Leeds has been delegating special educational needs budgets to schools since l992. Named schools are resourced for different categories of need and given a pump-priming amount to pay for sufficient staffing. The amount of support is specified on statements and translated into funding units passed on to schools. The Leeds system works well to promote integration - of the 3,500 children with statements, 2,500 are in mainstream schools.

But the success depends on some schools being resourced for particular kinds of needs by the local authority. “If it was entirely related to formula funding, schools wouldn’t be able to sustain the provision,” says Mike Robertshaw, assistant director for special education needs.

John Smeaton School is now resourced for pupils with severe learning difficulties and has 72 statemented pupils. Two “unit bases” - staffed classrooms - serve two clusters of special needs pupils, one group with severe learning difficulties and another with visual impairment. But children spend three-quarters of their time in mainstream lessons, particularly in the lower school.

What staff notice most about children who arrive from special schools is how rapidly they grow in independence. “Here they’re expected to do so much more for themselves,” says head Phil Willis. “Get their coats on, sort themselves out at dinnertime, get themselves to classrooms. We’re very careful not to cushion the special children. They’re here, and they’ve got to get on with it.”

Staff point out that not only the “special” children but also the others stand to benefit from integration. “Pupils become more aware,” says June Wilson, co-ordinator for severe learning difficulties at the school. “And the other special needs students realise that they can help these children, and that builds up self-esteem. It just becomes a way of life.”

Fifteen-year-old Gareth Jones, one of the pupils with Down’s syndrome, clearly holds his own socially in his maths set. “I love maths,” he says. “It’s my favourite.” He’s full of himself, jabbing at his non-teaching assistant with his forefinger, congratulating him on having had a shave, and crowing over his victory in the game they are playing of adding the numbers on playing cards (nearest to 30 wins).

Gareth is following the “amber” version of an SMP accredited maths course, based on levels two and three of the national curriculum, and is part of the fifth of five streamed sets for maths. How do other pupils relate to him? “The group get on quite well with him,” says teacher Kathryn Lovatt. “When he first came, they thought ‘oh, we really are the dim group’. But now they’ve realised he’s doing his own thing. Sometimes what he’s doing is more interesting than what they’re doing.”

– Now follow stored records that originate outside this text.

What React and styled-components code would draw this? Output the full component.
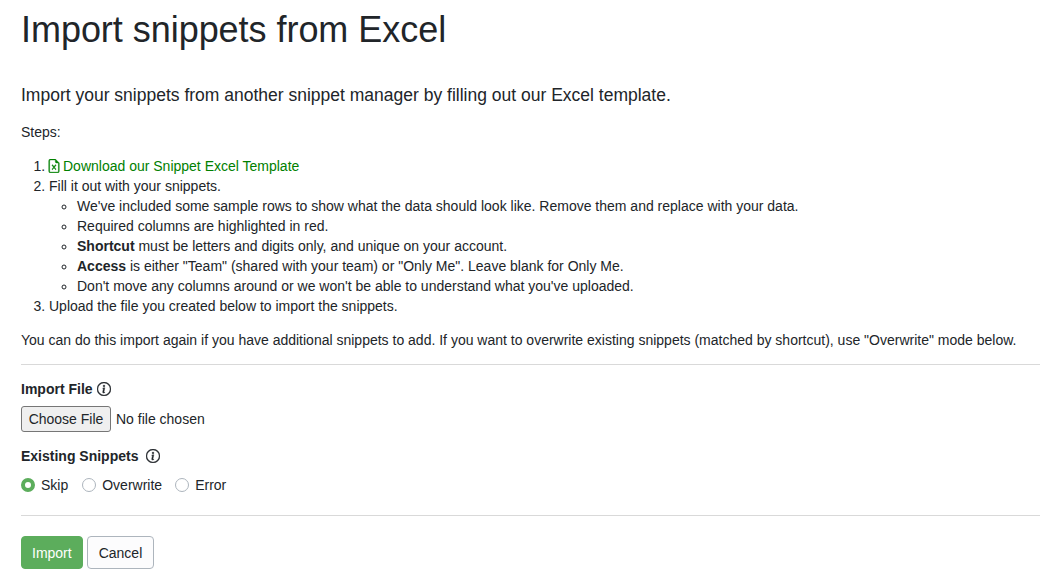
import React from "react";
import styled, { createGlobalStyle } from "styled-components";

const GlobalStyle = createGlobalStyle`
  html, body { margin: 0; padding: 0; background: #fff; }
  body {
    font-family: "Liberation Sans", Arial, sans-serif;
    font-size: 14px;
    line-height: 20px;
    color: #212529;
    overflow: hidden;
  }
`;

const Page = styled.div`
  width: 1040px;
  height: 581px;
  padding: 0 0 0 21px;
  box-sizing: border-box;
  overflow: hidden;
`;

const Title = styled.h1`
  margin: 8px 0 0;
  font-size: 36px;
  font-weight: 400;
  line-height: 43px;
  letter-spacing: -0.04px;
`;

const Lead = styled.p`
  margin: 34px 0 0;
  font-size: 17.5px;
  line-height: 21px;
`;

const Para = styled.p`
  margin: ${(p) => p.$top}px 0 0;
`;

const Steps = styled.ol`
  margin: 14px 0 0;
  padding: 0 0 0 28px;
`;

const SubList = styled.ul`
  margin: 0;
  padding: 0 0 0 28px;
  list-style: circle;
`;

const Link = styled.a`
  color: #008000;
  text-decoration: none;
`;

const FileGlyph = styled.svg`
  vertical-align: -2px;
  margin: 0 2px 0 -2px;
`;

const Rule = styled.hr`
  border: 0;
  border-top: 1px solid #d9d9d9;
  margin: ${(p) => p.$top}px 0 0;
`;

const Label = styled.div`
  margin-top: ${(p) => p.$top}px;
  display: flex;
  align-items: center;
  gap: ${(p) => p.$gap}px;
  font-weight: 700;
`;

const FileRow = styled.div`
  margin-top: 7px;
  display: flex;
  align-items: center;
  height: 26px;
`;

const FileButton = styled.button`
  height: 26px;
  width: 90px;
  padding: 0;
  font: inherit;
  color: #212529;
  background: #efefef;
  border: 1px solid #767676;
  border-radius: 3px;
`;

const FileText = styled.span`
  margin-left: 5px;
`;

const RadioRow = styled.div`
  margin-top: 9px;
  display: flex;
  align-items: center;
`;

const RadioItem = styled.label`
  display: flex;
  align-items: center;
  gap: 6px;
  margin-right: ${(p) => p.$after || 14}px;
`;

const RadioDot = styled.span`
  box-sizing: border-box;
  width: 14px;
  height: 14px;
  border-radius: 50%;
  border: ${(p) => (p.$on ? "4px solid #5cad5c" : "1px solid #adb5bd")};
  background: #fff;
`;

const Actions = styled.div`
  margin-top: 20px;
  display: flex;
  gap: 4px;
`;

const Button = styled.button`
  height: 33px;
  padding: ${(p) => (p.$primary ? "0 10px" : "0 11px")};
  font: inherit;
  border-radius: 4px;
  border: 1px solid ${(p) => (p.$primary ? "#5cad5c" : "#adb5bd")};
  background: ${(p) => (p.$primary ? "#5cad5c" : "#fcfcfd")};
  color: ${(p) => (p.$primary ? "#fff" : "#212529")};
`;

const InfoIcon = () => (
  <svg width="14" height="14" viewBox="0 0 16 16" fill="currentColor" stroke="currentColor" strokeWidth="0.5">
    <path d="M8 15A7 7 0 1 1 8 1a7 7 0 0 1 0 14zm0 1A8 8 0 1 0 8 0a8 8 0 0 0 0 16z" />
    <path d="m8.93 6.59-2.29.28-.08.38.45.08c.29.07.35.18.29.47l-.74 3.47c-.19.9.1 1.32.81 1.32.55 0 1.2-.26 1.49-.61l.09-.42c-.2.18-.5.25-.69.25-.28 0-.38-.2-.31-.54l1-4.68zM9 4.5a1 1 0 1 1-2 0 1 1 0 0 1 2 0z" />
  </svg>
);

const ExcelIcon = () => (
  <FileGlyph width="14" height="14" viewBox="0 0 16 16" fill="#008000" stroke="#008000" strokeWidth="0.5">
    <path d="M14 14V4.5L9.5 0H4a2 2 0 0 0-2 2v12a2 2 0 0 0 2 2h8a2 2 0 0 0 2-2zM9.5 3A1.5 1.5 0 0 0 11 4.5h2V14a1 1 0 0 1-1 1H4a1 1 0 0 1-1-1V2a1 1 0 0 1 1-1h5.5v2z" />
    <path d="M5.88 6.68a.5.5 0 0 1 .7.08L8 8.54l1.42-1.78a.5.5 0 1 1 .78.62L8.64 9.34l1.56 1.96a.5.5 0 1 1-.78.62L8 10.14l-1.42 1.78a.5.5 0 1 1-.78-.62l1.56-1.96L5.8 7.38a.5.5 0 0 1 .08-.7z" />
  </FileGlyph>
);

export default function App() {
  return (
    <Page>
      <GlobalStyle />
      <Title>Import snippets from Excel</Title>
      <Lead>Import your snippets from another snippet manager by filling out our Excel template.</Lead>
      <Para $top={16}>Steps:</Para>
      <Steps>
        <li>
          <Link href="#"><ExcelIcon />Download our Snippet Excel Template</Link>
        </li>
        <li>
          Fill it out with your snippets.
          <SubList>
            <li>We've included some sample rows to show what the data should look like. Remove them and replace with your data.</li>
            <li>Required columns are highlighted in red.</li>
            <li><b>Shortcut</b> must be letters and digits only, and unique on your account.</li>
            <li><b>Access</b> is either "Team" (shared with your team) or "Only Me". Leave blank for Only Me.</li>
            <li>Don't move any columns around or we won't be able to understand what you've uploaded.</li>
          </SubList>
        </li>
        <li>Upload the file you created below to import the snippets.</li>
      </Steps>
      <Para $top={14}>You can do this import again if you have additional snippets to add. If you want to overwrite existing snippets (matched by shortcut), use "Overwrite" mode below.</Para>
      <Rule $top={14} />
      <Label $top={14} $gap={4}>Import File <InfoIcon /></Label>
      <FileRow>
        <FileButton>Choose File</FileButton>
        <FileText>No file chosen</FileText>
      </FileRow>
      <Label $top={14} $gap={8}>Existing Snippets <InfoIcon /></Label>
      <RadioRow>
        <RadioItem><RadioDot $on />Skip</RadioItem>
        <RadioItem $after={13}><RadioDot />Overwrite</RadioItem>
        <RadioItem><RadioDot />Error</RadioItem>
      </RadioRow>
      <Rule $top={20} />
      <Actions>
        <Button $primary>Import</Button>
        <Button>Cancel</Button>
      </Actions>
    </Page>
  );
}
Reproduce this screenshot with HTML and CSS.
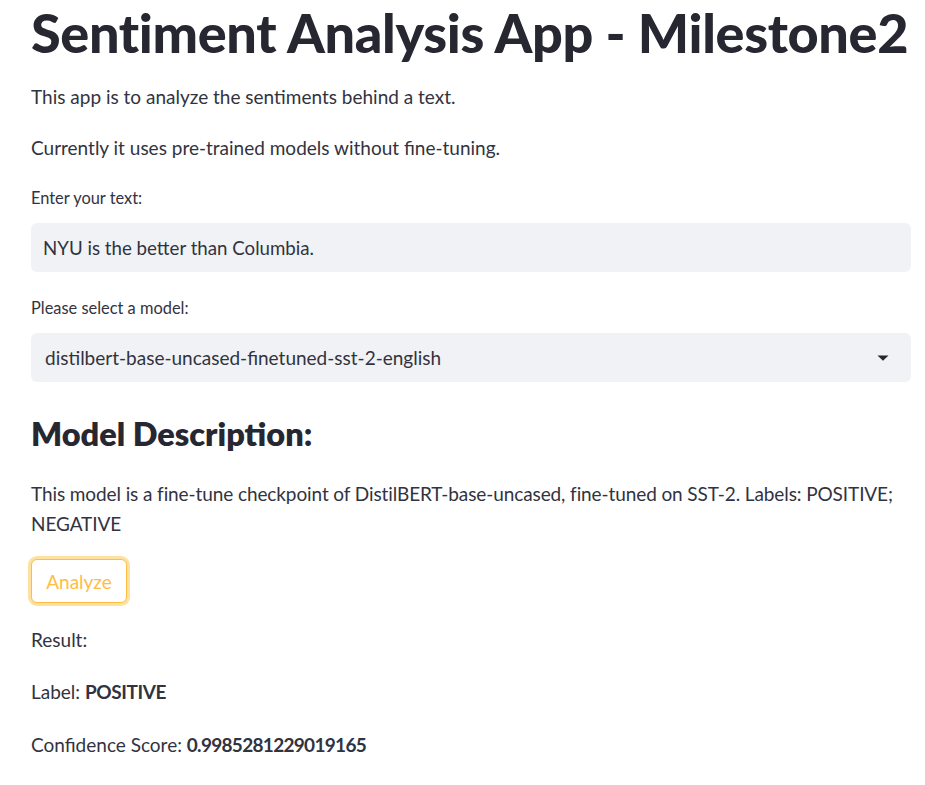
FILE: index.html
```html
<!DOCTYPE html>
<html lang="en">
<head>
<meta charset="utf-8">
<title>Sentiment Analysis App - Milestone2</title>
<link rel="stylesheet" href="styles.css">
</head>
<body>
<main class="app">
  <h1 class="title">Sentiment Analysis App - Milestone2</h1>
  <p class="text p1">This app is to analyze the sentiments behind a text.</p>
  <p class="text p2">Currently it uses pre-trained models without fine-tuning.</p>
  <label class="label l1" for="txt">Enter your text:</label>
  <div class="field" id="txt">NYU is the better than Columbia.</div>
  <label class="label l2">Please select a model:</label>
  <div class="field select">
    <span>distilbert-base-uncased-finetuned-sst-2-english</span>
    <svg class="caret" width="12" height="6" viewBox="0 0 12 6"><path d="M0.5 0.5 H11.5 L6 5.8 Z" fill="#262730"/></svg>
  </div>
  <h3 class="subtitle">Model Description:</h3>
  <p class="text desc">This model is a fine-tune checkpoint of DistilBERT-base-uncased, fine-tuned on SST-2. Labels: POSITIVE; NEGATIVE</p>
  <div class="btn-row"><button class="btn">Analyze</button></div>
  <p class="text r1">Result:</p>
  <p class="text r2">Label: <strong>POSITIVE</strong></p>
  <p class="text r3">Confidence Score: <strong>0.9985281229019165</strong></p>
</main>
</body>
</html>
```

FILE: styles.css
```css
html, body {
  margin: 0;
  padding: 0;
  background: #ffffff;
}
body {
  font-family: "Lato", "Noto Sans", sans-serif;
  color: #31333f;
}
.app {
  display: flex;
  flex-direction: column;
  padding: 0 14px 0 31px;
}
.title {
  margin: 0;
  font-size: 54px;
  line-height: 66px;
  font-weight: 900;
  color: #262730;
  white-space: nowrap;
  letter-spacing: -0.35px;
}
.text {
  margin: 0;
  font-size: 19px;
  line-height: 30px;
}
.p1 { margin-top: 16px; }
.p2 { margin-top: 21px; }
.label {
  display: block;
  font-size: 16.4px;
  line-height: 24px;
}
.l1 { margin-top: 23px; }
.l2 { margin-top: 24px; }
.field {
  margin-top: 13px;
  height: 49px;
  box-sizing: border-box;
  background: #f0f2f6;
  border-radius: 6px;
  padding: 0 12px;
  display: flex;
  align-items: center;
  font-size: 18.7px;
  color: #31333f;
}
.select {
  padding: 0 22px 0 14px;
  justify-content: space-between;
  font-size: 19px;
}
.caret { display: block; }
.subtitle {
  margin: 30px 0 0;
  font-size: 32.5px;
  line-height: 44px;
  font-weight: 800;
  color: #262730;
}
.desc { margin-top: 23px; letter-spacing: -0.1px; }
.btn-row {
  margin-top: 20px;
  display: flex;
}
.btn {
  height: 44px;
  width: 96px;
  box-sizing: border-box;
  background: #ffffff;
  border: 1px solid #ffbd45;
  border-radius: 6px;
  box-shadow: 0 0 0 3px rgba(255, 200, 80, 0.55);
  color: #ffbd45;
  font-family: inherit;
  font-size: 19px;
  padding: 0;
}
.r1 { margin-top: 22px; }
.r2 { margin-top: 22px; }
.r3 { margin-top: 23px; }
strong { font-weight: 700; }
.r2 strong { letter-spacing: -0.4px; }
.r3 strong { letter-spacing: -0.7px; }
```
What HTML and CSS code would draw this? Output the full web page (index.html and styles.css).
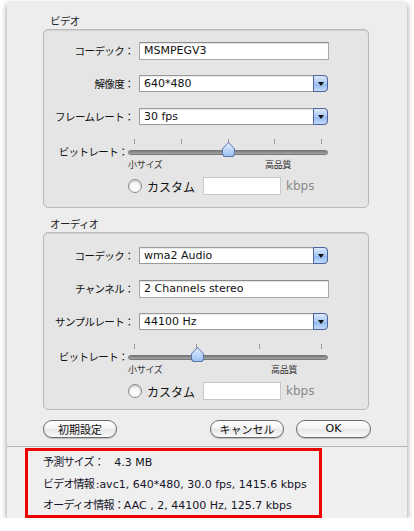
FILE: index.html
```html
<!DOCTYPE html>
<html lang="ja">
<head>
<meta charset="utf-8">
<link rel="stylesheet" href="styles.css">
</head>
<body>
<div class="window">
  <div class="main">
    <div class="group-label jp">ビデオ</div>
    <div class="group video">
      <div class="row">
        <div class="label jp">コーデック：</div>
        <div class="field w190">MSMPEGV3</div>
      </div>
      <div class="row">
        <div class="label jp">解像度：</div>
        <div class="popup"><span class="pv">640*480</span><span class="arrow"></span></div>
      </div>
      <div class="row">
        <div class="label jp">フレームレート：</div>
        <div class="popup"><span class="pv">30 fps</span><span class="arrow"></span></div>
      </div>
      <div class="row slider-row">
        <div class="label jp">ビットレート：</div>
        <div class="slider">
          <div class="ticks five"><i></i><i></i><i></i><i></i><i></i></div>
          <div class="track"><span class="thumb" style="left:93px"></span></div>
          <div class="scale"><span class="jp small">小サイズ</span><span class="jp small hi v">高品質</span></div>
        </div>
      </div>
      <div class="custom">
        <span class="radio"></span><span class="jp ctext">カスタム</span>
        <span class="field kfield"></span><span class="kbps">kbps</span>
      </div>
    </div>

    <div class="group-label jp audio-label">オーディオ</div>
    <div class="group audio">
      <div class="row">
        <div class="label jp">コーデック：</div>
        <div class="popup"><span class="pv">wma2 Audio</span><span class="arrow"></span></div>
      </div>
      <div class="row">
        <div class="label jp">チャンネル：</div>
        <div class="field w190">2 Channels stereo</div>
      </div>
      <div class="row">
        <div class="label jp">サンプルレート：</div>
        <div class="popup"><span class="pv">44100 Hz</span><span class="arrow"></span></div>
      </div>
      <div class="row slider-row">
        <div class="label jp">ビットレート：</div>
        <div class="slider">
          <div class="ticks four"><i></i><i></i><i></i><i></i></div>
          <div class="track"><span class="thumb" style="left:62px"></span></div>
          <div class="scale"><span class="jp small">小サイズ</span><span class="jp small hi a">高品質</span></div>
        </div>
      </div>
      <div class="custom">
        <span class="radio"></span><span class="jp ctext">カスタム</span>
        <span class="field kfield"></span><span class="kbps">kbps</span>
      </div>
    </div>

    <div class="buttons">
      <button class="btn jp b-default">初期設定</button>
      <div class="spacer"></div>
      <button class="btn jp b-cancel">キャンセル</button>
      <button class="btn b-ok">OK</button>
    </div>
  </div>
  <div class="footer">
    <div class="info">
      <div class="line"><span class="jp">予測サイズ：</span><span class="val">&nbsp;&nbsp; 4.3 MB</span></div>
      <div class="line"><span class="jp">ビデオ情報 </span><span class="val">:avc1, 640*480, 30.0 fps, 1415.6 kbps</span></div>
      <div class="line"><span class="jp">オーディオ情報：</span><span class="val">AAC , 2, 44100 Hz, 125.7 kbps</span></div>
    </div>
  </div>
</div>
</body>
</html>
```

FILE: styles.css
```css
* { box-sizing: border-box; }
body {
  margin: 0;
  background: #ffffff;
  font-family: "DejaVu Sans", "Noto Sans CJK JP", sans-serif;
  font-size: 11px;
  color: #111;
}
.jp {
  font-family: "Noto Sans CJK JP", sans-serif;
  font-size: 10.5px;
  letter-spacing: -0.6px;
}
.window {
  margin: 3px 0 0 7px;
  width: 400px;
  height: 515px;
  background: #ededed;
  box-shadow: 0 2px 6px rgba(0,0,0,0.45);
  display: flex;
  flex-direction: column;
  overflow: hidden;
}
.main {
  padding: 10px 38px 0 36px;
}
.group-label {
  height: 16px;
  line-height: 16px;
  padding-left: 7px;
  color: #222;
}
.audio-label {
  margin-top: 8px;
}
.group {
  width: 326px;
  border: 1px solid #b9b9b9;
  border-radius: 5px;
  background: #e5e5e5;
  box-shadow: inset 0 1px 1px rgba(0,0,0,0.08);
}
.video { height: 179px; padding-top: 12px; }
.audio { height: 178px; padding-top: 14px; }
.row {
  display: flex;
  align-items: flex-start;
  height: 18px;
  margin-bottom: 15px;
}
.label {
  width: 90px;
  text-align: right;
  line-height: 18px;
  margin-right: 5px;
  white-space: nowrap;
  color: #111;
}
.field {
  height: 18px;
  background: #fff;
  border: 1px solid #a8a8a8;
  border-top-color: #8c8c8c;
  box-shadow: inset 0 1px 1px rgba(0,0,0,0.12);
  line-height: 16px;
  padding-left: 4px;
}
.w190 { width: 190px; }
.popup {
  display: flex;
  width: 189px;
  height: 17px;
  border: 1px solid #9a9a9a;
  border-radius: 0 4px 4px 0;
  background: #fff;
  box-shadow: inset 0 1px 1px rgba(0,0,0,0.1);
}
.pv {
  flex: 1;
  line-height: 15px;
  padding-left: 4px;
}
.arrow {
  width: 15px;
  margin: -1px -1px -1px 0;
  border: 1px solid #4e64a0;
  border-radius: 0 4px 4px 0;
  background: linear-gradient(#dbe8fb, #a9c9f3 50%, #8cb6ee 51%, #c4dcfa);
  position: relative;
}
.arrow::after {
  content: "";
  position: absolute;
  left: 4px;
  top: 6px;
  border-left: 3px solid transparent;
  border-right: 3px solid transparent;
  border-top: 4px solid #111;
}
.slider-row {
  height: 34px;
  margin-top: -3px;
  margin-bottom: 5px;
}
.slider-row .label { margin-top: 5px; width: 84px; margin-right: 0; }
.slider {
  width: 200px;
  display: flex;
  flex-direction: column;
}
.ticks {
  display: flex;
  justify-content: space-between;
  height: 9px;
  padding: 0 6px;
}
.ticks i {
  width: 1px;
  height: 5px;
  background: #999;
  margin-top: 1px;
}
.track {
  height: 5px;
  margin-top: 3px;
  background: linear-gradient(#7a7a7a, #a8a8a8);
  border: 1px solid #777;
  border-radius: 3px;
  position: relative;
}
.thumb {
  position: absolute;
  top: -9px;
  width: 13px;
  height: 15px;
  background: #5a73a8;
  clip-path: polygon(50% 0, 100% 45%, 100% 85%, 85% 100%, 15% 100%, 0 85%, 0 45%);
}
.thumb::before {
  content: "";
  position: absolute;
  inset: 1px;
  background: linear-gradient(#e2edfc, #9cc1f2);
  clip-path: polygon(50% 0, 100% 45%, 100% 85%, 85% 100%, 15% 100%, 0 85%, 0 45%);
}
.scale {
  position: relative;
  height: 14px;
  margin-top: 3px;
}
.small {
  font-size: 9px;
  letter-spacing: -0.3px;
  color: #333;
  position: absolute;
  left: 0;
  top: 0;
}
.hi.v { left: 137px; }
.hi.a { left: 143px; }
.custom {
  display: flex;
  align-items: center;
  height: 18px;
  margin-left: 84px;
}
.radio {
  width: 14px;
  height: 14px;
  border-radius: 50%;
  border: 1px solid #8a8a8a;
  background: linear-gradient(#f4f4f4, #ffffff);
  box-shadow: inset 0 1px 2px rgba(0,0,0,0.25);
}
.ctext {
  font-size: 12px;
  margin-left: 5px;
  width: 56px;
  letter-spacing: 0;
}
.kfield {
  width: 78px;
  border-color: #c8c8c8;
  box-shadow: none;
}
.kbps {
  margin-left: 5px;
  color: #8a8a8a;
  font-size: 12px;
}
.buttons {
  display: flex;
  margin-top: 10px;
  height: 18px;
  width: 328px;
}
.spacer { flex: 1; }
.btn {
  height: 18px;
  border: 1px solid #6d6d6d;
  border-radius: 9px;
  background: linear-gradient(#ffffff, #f2f2f2 50%, #e6e6e6 51%, #fafafa);
  box-shadow: 0 1px 1px rgba(0,0,0,0.2);
  padding: 0;
  color: #111;
  line-height: 14px;
}
.b-default { width: 74px; letter-spacing: 0; font-size: 11px; }
.b-cancel { width: 74px; letter-spacing: 0; font-size: 11px; }
.b-ok {
  width: 75px;
  margin-left: 12px;
  font-family: "DejaVu Sans", sans-serif;
  font-size: 11px;
}
.footer {
  margin-top: 8px;
  border-top: 1px solid #b4b4b4;
  background: #efefef;
  flex: 1;
  padding: 1px 0 0 18px;
}
.info {
  width: 297px;
  height: 70px;
  border: 3px solid #ee0000;
  padding: 0 0 0 15px;
}
.line {
  height: 21.5px;
  line-height: 21.5px;
  white-space: nowrap;
  color: #141428;
}
.line .jp { font-size: 11px; letter-spacing: -0.8px; }
```
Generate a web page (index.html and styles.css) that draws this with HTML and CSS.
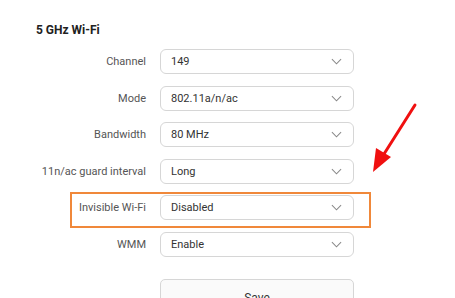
FILE: index.html
```html
<!DOCTYPE html>
<html lang="en">
<head>
  <meta charset="utf-8">
  <title>5 GHz Wi-Fi</title>
  <link rel="stylesheet" href="styles.css">
</head>
<body>
  <section class="panel">
    <h2 class="panel-title">5 GHz Wi-Fi</h2>
    <div class="form">
      <div class="row">
        <label class="row-label">Channel</label>
        <div class="select"><span>149</span><svg class="chevron" viewBox="0 0 12 7"><path d="M1 1l5 5 5-5"/></svg></div>
      </div>
      <div class="row">
        <label class="row-label">Mode</label>
        <div class="select"><span>802.11a/n/ac</span><svg class="chevron" viewBox="0 0 12 7"><path d="M1 1l5 5 5-5"/></svg></div>
      </div>
      <div class="row">
        <label class="row-label">Bandwidth</label>
        <div class="select"><span>80 MHz</span><svg class="chevron" viewBox="0 0 12 7"><path d="M1 1l5 5 5-5"/></svg></div>
      </div>
      <div class="row">
        <label class="row-label">11n/ac guard interval</label>
        <div class="select"><span>Long</span><svg class="chevron" viewBox="0 0 12 7"><path d="M1 1l5 5 5-5"/></svg></div>
      </div>
      <div class="row row-marked">
        <label class="row-label">Invisible Wi-Fi</label>
        <div class="select"><span>Disabled</span><svg class="chevron" viewBox="0 0 12 7"><path d="M1 1l5 5 5-5"/></svg></div>
      </div>
      <div class="row">
        <label class="row-label">WMM</label>
        <div class="select"><span>Enable</span><svg class="chevron" viewBox="0 0 12 7"><path d="M1 1l5 5 5-5"/></svg></div>
      </div>
      <div class="row row-actions">
        <span></span>
        <button class="btn">Save</button>
      </div>
    </div>
  </section>
  <svg class="pointer" viewBox="0 0 455 298" width="455" height="298">
    <path d="M415 105 L384 154" stroke="#f01010" stroke-width="3" stroke-linecap="round" fill="none"/>
    <path d="M373 172 L376 148 L391 157 Z" fill="#f01010"/>
  </svg>
</body>
</html>
```

FILE: styles.css
```css
*, *::before, *::after {
  margin: 0;
  padding: 0;
  box-sizing: border-box;
}

body {
  position: relative;
  width: 455px;
  height: 298px;
  overflow: hidden;
  background-color: #FFFFFF;
  color: #333333;
  font-family: "Roboto", sans-serif;
}

.panel {
  padding: 23px 0 0 36px;
}

.panel-title {
  margin-bottom: 12px;
  font-size: 12px;
  line-height: 14px;
  font-weight: 700;
  color: #222222;
}

.form {
  display: flex;
  flex-direction: column;
  gap: 11.5px;
}

.row {
  position: relative;
  display: grid;
  grid-template-columns: 110px 194px;
  column-gap: 14px;
  align-items: center;
}

.row-label {
  text-align: right;
  font-size: 11px;
  color: #555555;
}

.select {
  display: flex;
  align-items: center;
  justify-content: space-between;
  height: 25px;
  padding: 0 11px 0 10px;
  border: 1px solid #D6D6D6;
  border-radius: 6px;
  font-size: 11px;
  color: #333333;
}

.chevron {
  width: 11px;
  height: 7px;
  fill: none;
  stroke: #888888;
  stroke-width: 1.1;
}

.row-marked::after {
  content: "";
  position: absolute;
  left: 34px;
  top: -3px;
  width: 301px;
  height: 36px;
  border: 2px solid #F0883A;
}

.row-actions {
  margin-top: 10.5px;
}

.btn {
  display: flex;
  justify-content: center;
  align-items: flex-start;
  align-self: start;
  height: 30px;
  padding-top: 11px;
  border: 1px solid #D6D6D6;
  border-radius: 5px;
  background-color: #FAFAFA;
  font-family: inherit;
  font-size: 12px;
  color: #333333;
}

.pointer {
  position: absolute;
  left: 0;
  top: 0;
  pointer-events: none;
}
```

In the last five minutes of the lesson, three other pupils spontaneously join the game.

“What you got there Gags? Twenty-eight?” The lesson ends and Gareth returns to the unit base to pick up his coat, chastising a younger pupil for wearing a red sports cap and reminding him that hats aren’t allowed in school. He and other pupils put on their coats, call out goodbyes and swing off down the corridor to the taxis waiting in the car park. It feels - normal.